Adobe last implemented a major round of layoffs a few years ago with a cut around nine percent of its workforce in 2009. This restructuring appears to affect around 8 to 9 percent of the company’s workforce.
In a separate release, Adobe emphasized the continued development of its Creative Suite software, a greater investment in HTML5, enhancing digital publishing solutions, investing in media monetization (the company just acquired Auditude) and increasing focus on electronic contracts and signatures through the recent acquisition of EchoSign. This will be combined with offering marketers better solutions as well.

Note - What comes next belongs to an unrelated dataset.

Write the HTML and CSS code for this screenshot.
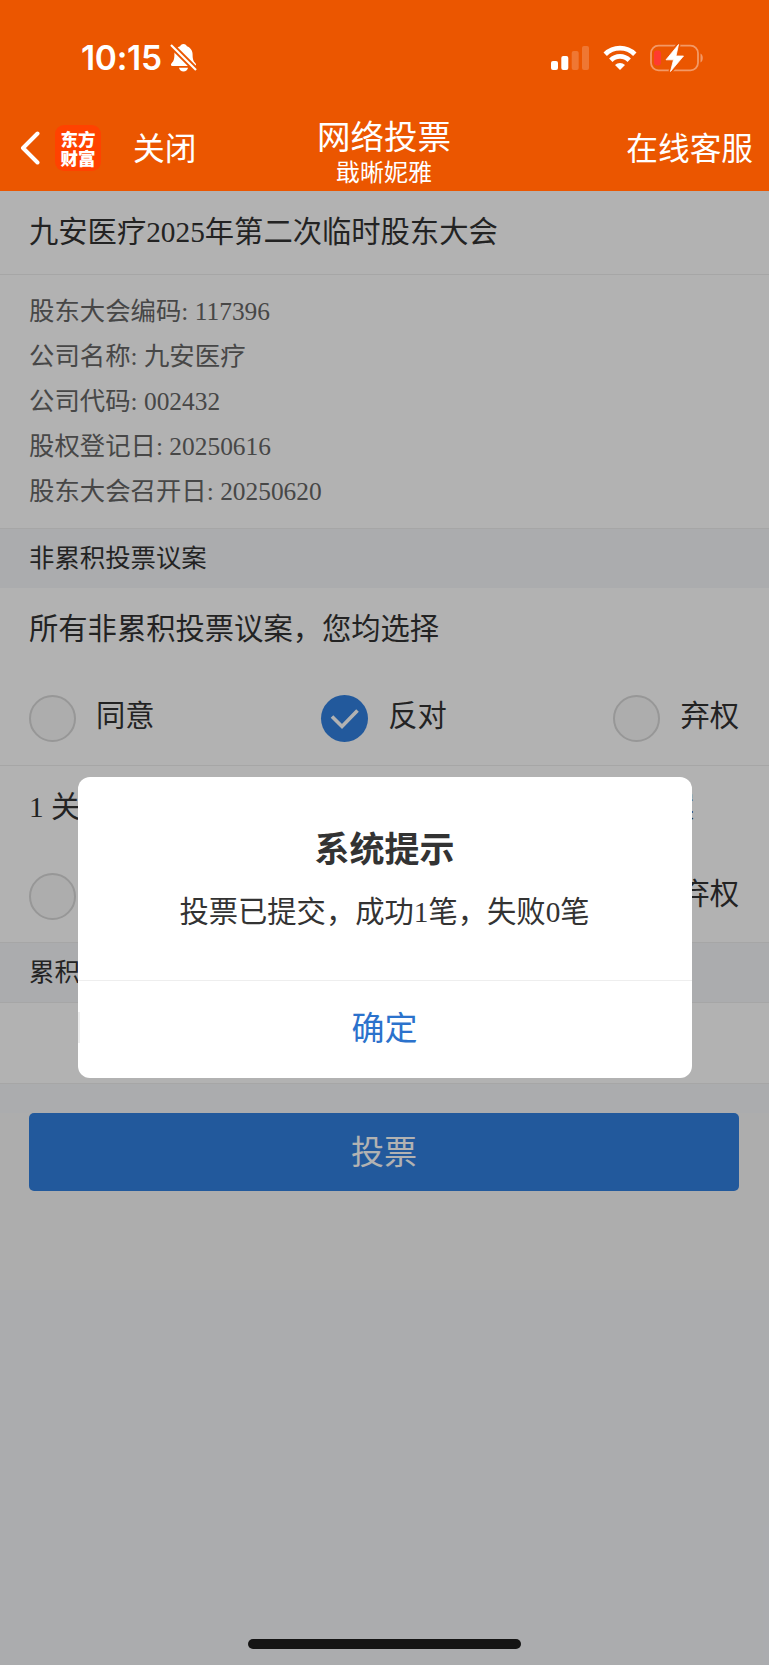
FILE: index.html
```html
<!DOCTYPE html>
<html lang="zh">
<head>
    <meta charset="UTF-8">
    <meta name="viewport" content="width=device-width, initial-scale=1.0">
    <title>网络投票</title>
    <link rel="stylesheet" href="styles.css">
</head>
<body>
    <div class="header">
        <div class="status-bar">
            <span class="time">10:15</span>
            <svg class="bell" width="27" height="30" viewBox="0 0 27 30">
                <path d="M13.500 1c-1.900 0-3 1-3.400 2.300C6.500 4.600 4.400 7.600 4.400 11.500c0 5-1 6.800-2.600 8.500C.5 21.400.6 23 2.500 23h22c1.900 0 2-1.600.7-3-1.600-1.700-2.600-3.500-2.600-8.500 0-3.900-2.100-6.900-5.700-8.200C16.500 2 15.400 1 13.500 1z" fill="#fff"/>
                <path d="M9 24.800h9c-.4 2.300-2.200 3.700-4.500 3.700S9.400 27.100 9 24.800z" fill="#fff"/>
                <path d="M1 2L26 27" stroke="#eb5600" stroke-width="6"/>
                <path d="M1 2L26 27" stroke="#fff" stroke-width="2.200"/>
            </svg>
            <div class="status-right">
                <svg class="signal" width="39" height="26" viewBox="0 0 39 26">
                    <g fill="#fff">
                        <rect x="0" y="16" width="7" height="9" rx="2"/>
                        <rect x="10.300" y="11" width="7" height="14" rx="2"/>
                        <rect x="20.700" y="6" width="7" height="19" rx="2" opacity=".2"/>
                        <rect x="31" y="1" width="7" height="24" rx="2" opacity=".2"/>
                    </g>
                </svg>
                <svg class="wifi" width="34" height="26" viewBox="0 0 34 26">
                    <g fill="none" stroke="#fff" stroke-width="4.800">
                        <path d="M2.200 9.300a21 21 0 0 1 29.600 0"/>
                        <path d="M7.800 15.200a13 13 0 0 1 18.400 0"/>
                    </g>
                    <path d="M17 25l-5-5a7.200 7.200 0 0 1 10 0z" fill="#fff"/>
                </svg>
                <svg class="battery" width="54" height="28" viewBox="0 0 54 28">
                    <rect x="1" y="1.700" width="47" height="24.600" rx="7.500" fill="none" stroke="#fff" stroke-opacity=".4" stroke-width="1.800"/>
                    <path d="M50.500 9.500c3 1.500 3 7.500 0 9z" fill="#fff" opacity=".4"/>
                    <rect x="4" y="6.500" width="7" height="15" rx="3" fill="#ff3b30"/>
                    <path d="M28.500.5L16 15.800h7.500L20.500 27.500 33.500 12h-7.500z" fill="#fff" stroke="#eb5600" stroke-width="4"/>
                    <path d="M28.500.5L16 15.800h7.500L20.500 27.500 33.500 12h-7.500z" fill="#fff" stroke="#fff" stroke-width=".8" stroke-linejoin="round"/>
                </svg>
            </div>
        </div>
        <div class="nav-bar">
            <div class="nav-left">
                <svg class="back" width="20" height="34" viewBox="0 0 20 34">
                    <path d="M17.500 2.500L3 17l14.500 14.500" fill="none" stroke="#fff" stroke-width="4" stroke-linecap="round" stroke-linejoin="round"/>
                </svg>
                <div class="logo">东方<br>财富</div>
                <span class="close">关闭</span>
            </div>
            <div class="nav-center">
                <div class="nav-title">网络投票</div>
                <div class="nav-sub">戢晰妮雅</div>
            </div>
            <div class="nav-right">在线客服</div>
        </div>
    </div>

    <div class="main">
        <div class="meeting-title">九安医疗2025年第二次临时股东大会</div>
        <div class="meeting-info">
            <p>股东大会编码: 117396</p>
            <p>公司名称: 九安医疗</p>
            <p>公司代码: 002432</p>
            <p>股权登记日: 20250616</p>
            <p>股东大会召开日: 20250620</p>
        </div>

        <div class="section">非累积投票议案</div>
        <div class="proposal">
            <div class="proposal-name">所有非累积投票议案，您均选择</div>
            <div class="options">
                <div class="option"><i class="radio"></i>同意</div>
                <div class="option">
                    <i class="radio checked">
                        <svg width="47" height="47" viewBox="0 0 47 47"><path d="M11 21.500L21 31.500L36.500 15.500" fill="none" stroke="#fff" stroke-width="3.600"/></svg>
                    </i>反对
                </div>
                <div class="option"><i class="radio"></i>弃权</div>
            </div>
        </div>
        <div class="proposal second">
            <div class="proposal-name"><span>1 关</span><span class="name-end">案</span></div>
            <div class="options">
                <div class="option"><i class="radio"></i></div>
                <div class="option"><i class="radio"></i>弃权</div>
            </div>
        </div>

        <div class="section line">累积投票议案</div>
        <div class="empty"></div>

        <div class="submit">
            <div class="submit-btn">投票</div>
        </div>
    </div>

    <!-- 遮罩和弹窗 -->
    <div class="mask">
        <div class="dialog">
            <div class="dialog-body">
                <div class="dialog-title">系统提示</div>
                <div class="dialog-text">投票已提交，成功1笔，失败0笔</div>
            </div>
            <div class="dialog-btn">确定</div>
        </div>
    </div>
    <div class="home-bar"></div>
</body>
</html>
```
FILE: styles.css
```css
* {
    box-sizing: border-box;
}

body {
    margin: 0;
    height: 1665px;
    position: relative;
    overflow: hidden;
    background-color: #f5f7fa;
    font-family: 'Liberation Serif', 'Noto Sans CJK SC', serif;
    color: #333;
}

/* 顶部 */
.header {
    height: 191px;
    background-color: #eb5600;
    color: #fff;
    font-family: 'Noto Sans CJK SC', sans-serif;
}

.status-bar {
    height: 104px;
    padding: 11px 65px 0 81px;
    display: flex;
    align-items: center;
}

.time {
    font-family: 'Inter', sans-serif;
    font-size: 33.5px;
    font-weight: 600;
    letter-spacing: -0.3px;
    width: 89px;
}

.status-right {
    margin-left: auto;
    display: flex;
    align-items: center;
}

.wifi {
    margin: 0 13px 0 13px;
}

.nav-bar {
    height: 87px;
    padding: 0 16px 0 20px;
    display: grid;
    grid-template-columns: 1fr 134px 1fr;
    align-items: center;
    font-size: 31.7px;
}

.nav-left {
    display: flex;
    align-items: center;
}

.logo {
    width: 46px;
    height: 46px;
    margin: 0 32px 0 15px;
    padding-top: 4px;
    border-radius: 9px;
    background-color: #ff4200;
    text-align: center;
    font-family: 'Noto Sans CJK SC', sans-serif;
    font-size: 17.5px;
    font-weight: 900;
    line-height: 19px;
}

.close {
    margin-bottom: 4px;
}

.nav-center {
    margin-left: -5px;
    padding-top: 7px;
    text-align: center;
    white-space: nowrap;
}

.nav-title {
    font-size: 33.5px;
    line-height: 39px;
}

.nav-sub {
    font-size: 24px;
    line-height: 33px;
}

.nav-right {
    margin-bottom: 4px;
    text-align: right;
}

/* 会议信息 */
.meeting-title {
    height: 84px;
    padding: 0 29px;
    background-color: #fff;
    border-bottom: 1px solid #eee;
    font-size: 29.3px;
    line-height: 83px;
}

.meeting-info {
    height: 253px;
    padding: 14px 29px;
    background-color: #fff;
    color: #666;
    font-size: 25.4px;
    line-height: 45px;
}

.meeting-info p {
    margin: 0;
}

.section {
    height: 60px;
    padding: 0 29px;
    border-top: 1px solid #eee;
    font-size: 25.4px;
    line-height: 58px;
}

.section.line {
    height: 61px;
    border-bottom: 1px solid #eee;
}

/* 议案 */
.proposal {
    height: 177px;
    padding: 0 30px 0 29px;
    background-color: #fff;
    font-size: 29.3px;
}

.second {
    border-top: 1px solid #eee;
}

.proposal-name {
    height: 83px;
    line-height: 82px;
    display: flex;
    justify-content: space-between;
}

.name-end {
    margin-right: 45px;
}

.options {
    height: 94px;
    line-height: 90px;
    display: flex;
    justify-content: space-between;
}

.option {
    display: flex;
}

.radio {
    width: 47px;
    height: 47px;
    margin: 24px 20px 0 0;
    border: 2px solid #d8d8d8;
    border-radius: 50%;
    background-color: #f8f8f8;
}

.radio.checked {
    border: none;
    background-color: #3180e0;
}

.radio svg {
    display: block;
}

.empty {
    height: 81px;
    background-color: #fff;
    border-bottom: 1px solid #eee;
}

/* 提交按钮 */
.submit {
    margin-top: 29px;
    height: 177px;
    padding: 0 30px 0 29px;
    background-color: #f8f8f8;
}

.submit-btn {
    height: 78px;
    border-radius: 5px;
    background-color: #3180e0;
    color: #fff;
    font-size: 33px;
    line-height: 81px;
    text-align: center;
}

/* 弹窗 */
.mask {
    position: absolute;
    top: 191px;
    left: 0;
    right: 0;
    bottom: 0;
    padding-top: 586px;
    background-color: rgba(0, 0, 0, 0.3);
}

.dialog {
    width: 614px;
    height: 301px;
    margin: 0 auto;
    border-radius: 12px;
    background-color: #fff;
    text-align: center;
}

.dialog-body {
    height: 204px;
    padding-top: 49px;
    border-bottom: 1px solid #eee;
}

.dialog-title {
    font-size: 35px;
    font-weight: bold;
    line-height: 50px;
}

.dialog-text {
    margin-top: 14px;
    font-size: 29.3px;
    line-height: 44px;
}

/* 按钮左侧的短分隔线 */
.dialog-btn {
    background: linear-gradient(#eee, #eee) no-repeat 0 31px / 2px 31px;
    color: #2b72cc;
    font-size: 33px;
    line-height: 97px;
}

.home-bar {
    position: absolute;
    left: 248px;
    bottom: 16px;
    width: 273px;
    height: 10px;
    border-radius: 5px;
    background-color: #141414;
}
```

“Our mission is to produce the world’s content and maximize the impact of that content,” said Adobe president and CEO Shantanu Narayen in a statement. “Adobe is doubling down in the Digital Media and Digital Marketing categories, markets rich with opportunities for innovation and growth.”
In terms of revenue, in Digital Media, the company says it expects to attract new customers and increase recurring revenue through its new subscription offering. In order to drive increased Digital Marketing bookings, the company will reduce its investment, and expected license revenue, in certain enterprise solution product lines.